** Begin **

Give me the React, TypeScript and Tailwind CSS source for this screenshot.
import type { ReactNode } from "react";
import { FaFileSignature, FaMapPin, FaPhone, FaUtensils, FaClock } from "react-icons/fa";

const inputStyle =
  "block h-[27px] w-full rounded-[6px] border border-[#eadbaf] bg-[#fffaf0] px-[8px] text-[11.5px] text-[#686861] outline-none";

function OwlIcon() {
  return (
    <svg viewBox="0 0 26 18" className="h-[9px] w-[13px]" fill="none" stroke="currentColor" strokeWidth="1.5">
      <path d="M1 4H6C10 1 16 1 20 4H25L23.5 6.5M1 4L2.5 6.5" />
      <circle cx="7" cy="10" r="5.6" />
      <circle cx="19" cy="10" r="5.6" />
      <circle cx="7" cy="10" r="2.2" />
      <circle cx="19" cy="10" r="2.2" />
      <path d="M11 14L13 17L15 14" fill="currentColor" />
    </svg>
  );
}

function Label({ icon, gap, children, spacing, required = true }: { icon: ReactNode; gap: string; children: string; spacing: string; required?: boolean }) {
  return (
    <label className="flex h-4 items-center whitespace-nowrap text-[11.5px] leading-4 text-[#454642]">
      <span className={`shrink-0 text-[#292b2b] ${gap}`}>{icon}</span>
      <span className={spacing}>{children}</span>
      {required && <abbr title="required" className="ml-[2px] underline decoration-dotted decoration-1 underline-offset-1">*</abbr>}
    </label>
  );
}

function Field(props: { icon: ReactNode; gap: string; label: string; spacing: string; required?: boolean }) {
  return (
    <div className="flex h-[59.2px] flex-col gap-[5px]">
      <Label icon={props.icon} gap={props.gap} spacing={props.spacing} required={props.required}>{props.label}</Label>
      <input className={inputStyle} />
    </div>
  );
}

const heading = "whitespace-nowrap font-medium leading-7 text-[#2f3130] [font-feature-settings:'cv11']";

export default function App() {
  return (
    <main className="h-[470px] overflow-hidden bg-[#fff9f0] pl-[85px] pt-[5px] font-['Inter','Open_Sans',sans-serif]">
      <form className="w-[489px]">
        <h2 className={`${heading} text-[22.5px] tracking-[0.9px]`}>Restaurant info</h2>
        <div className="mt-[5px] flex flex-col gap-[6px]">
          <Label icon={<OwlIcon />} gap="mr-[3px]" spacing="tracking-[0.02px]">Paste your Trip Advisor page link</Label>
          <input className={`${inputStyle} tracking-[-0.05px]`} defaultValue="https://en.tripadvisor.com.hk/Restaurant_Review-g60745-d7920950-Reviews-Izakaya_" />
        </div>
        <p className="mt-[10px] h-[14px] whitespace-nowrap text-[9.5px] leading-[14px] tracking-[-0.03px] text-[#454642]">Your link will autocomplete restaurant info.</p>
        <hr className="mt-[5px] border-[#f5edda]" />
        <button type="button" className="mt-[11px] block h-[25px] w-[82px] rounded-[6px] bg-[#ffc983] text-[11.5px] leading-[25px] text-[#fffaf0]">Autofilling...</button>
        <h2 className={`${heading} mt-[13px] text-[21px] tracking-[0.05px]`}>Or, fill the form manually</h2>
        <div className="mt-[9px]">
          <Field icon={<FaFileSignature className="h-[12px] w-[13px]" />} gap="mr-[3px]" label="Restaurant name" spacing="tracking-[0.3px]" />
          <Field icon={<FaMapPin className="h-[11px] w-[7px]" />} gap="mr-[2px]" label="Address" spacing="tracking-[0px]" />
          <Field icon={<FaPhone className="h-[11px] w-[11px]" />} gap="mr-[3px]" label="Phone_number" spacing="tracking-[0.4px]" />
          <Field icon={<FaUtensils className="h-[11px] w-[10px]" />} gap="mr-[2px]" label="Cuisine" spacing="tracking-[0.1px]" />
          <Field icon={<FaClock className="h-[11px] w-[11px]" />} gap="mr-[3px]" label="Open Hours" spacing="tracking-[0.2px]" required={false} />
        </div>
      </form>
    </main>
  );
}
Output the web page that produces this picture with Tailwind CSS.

** End **

» Short problem: Take the entries above and copy them exactly from the first line through the line with "h-[27px] w-full rounded-[6px]"; leave out every line after it.

» Response for this exercise:
Give me the React, TypeScript and Tailwind CSS source for this screenshot.
import type { ReactNode } from "react";
import { FaFileSignature, FaMapPin, FaPhone, FaUtensils, FaClock } from "react-icons/fa";

const inputStyle =
  "block h-[27px] w-full rounded-[6px] border border-[#eadbaf] bg-[#fffaf0] px-[8px] text-[11.5px] text-[#686861] outline-none";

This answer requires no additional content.